Congress authorized the Loan Guarantee Program (LGP) in 2005 and the Advanced Technology Vehicles Manufacturing (ATVM) loan program in 2007, authorizing the DOE to disburse tens of billions of dollars in loans and guarantees, even though both the programs can “expose the federal government to substantial financial risks if borrowers default on their loans,” GAO Director of Natural Resources and Environment Frank Rusco told the House Subcommittee on Oversight, and Investigations at a hearing to assess the status of loan programs.

To date, only two loans, a total $6.2 billion, have been made under Section 1703 (for nuclear projects), and $28.7 billion remains to be disbursed. Under Section 1705, however, for which Congress appropriated funds to pay credit subsidy costs, 31 loans for $15.7 billion have been guaranteed, mostly to renewables projects—and of these three have defaulted, Rusco noted.

Meanwhile, five loans for $8.4 billion have been made under the ATVM loan program, but two of the five have defaulted. And, though $16.6 billion remains to be disbursed, the DOE has not made a single ATVM loan since March 2011. It had only one active application as of February 2014.

“Unless the DOE can demonstrate a demand for new ATVM loans and viable applications, Congress may wish to consider rescinding all or part of the remaining $4.2 billion in credit subsidy appropriations,” Rusco said.

Rusco also outlined a number of GAO-reported ways in which the DOE has fallen short of monitoring loan programs. Activities for evaluating and mitigating program-wide risk remain incomplete or updated, he said.

More significantly, he noted that “during a period of significant program events [2009 to 2013], such as 5 borrower defaults, the DOE was making loans and disbursing funds without a fully developed loan monitoring function.”

DOE Deputy Inspector General for Audits and Inspections Rickey Hass acknowledged his office performed a “series of reviews on various aspects” of the DOE’s Loan Programs Office (LPO).

The DOE had in December 2013 made up to $8 billion in loan guarantee authority available to support advanced fossil energy projects that avoid, reduce, or sequester greenhouse gases, he said.

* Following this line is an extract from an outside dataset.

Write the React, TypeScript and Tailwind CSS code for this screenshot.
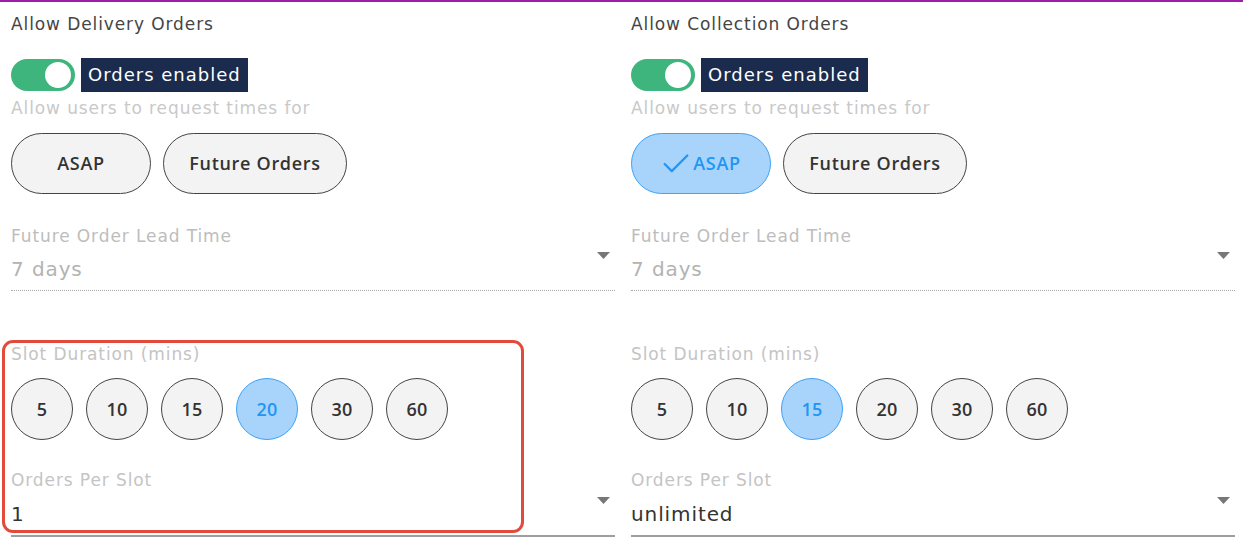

In April, the program also issued a draft loan guarantee solicitation for innovative renewable energy and energy efficiency projects located in the U.S. that curb greenhouse gases, that could make as much as $4 billion available in loan guarantees.

“Given the significant amount of additional funding being made available for loan guarantees and previously identified weaknesses in the Program, we will continue to monitor its activities as part of our normal risk assessment process,” said Hass. “In our view, the Loan Guarantee Program warrants special attention by Department officials and, therefore, has been one of our ‘watch list’ items since 2011.”

Peter Davidson, the executive director for the DOE’s LPO, defended his office, saying its achievements to date are “remarkable.”

“The DOE takes its responsibility to the American taxpayer very seriously,” he said. “The LPO also has one of the largest, most experienced project finance teams in the world that has the capabilities and tools to support a number of different project types, all while managing risk appropriately.”

Davidson said that due in large part to the DOE’s “meticulous due diligence, its commitment to establishing protections within all agreements, and robust project monitoring, the portfolio as a whole continues to perform very well with total losses to date of only about 2%.”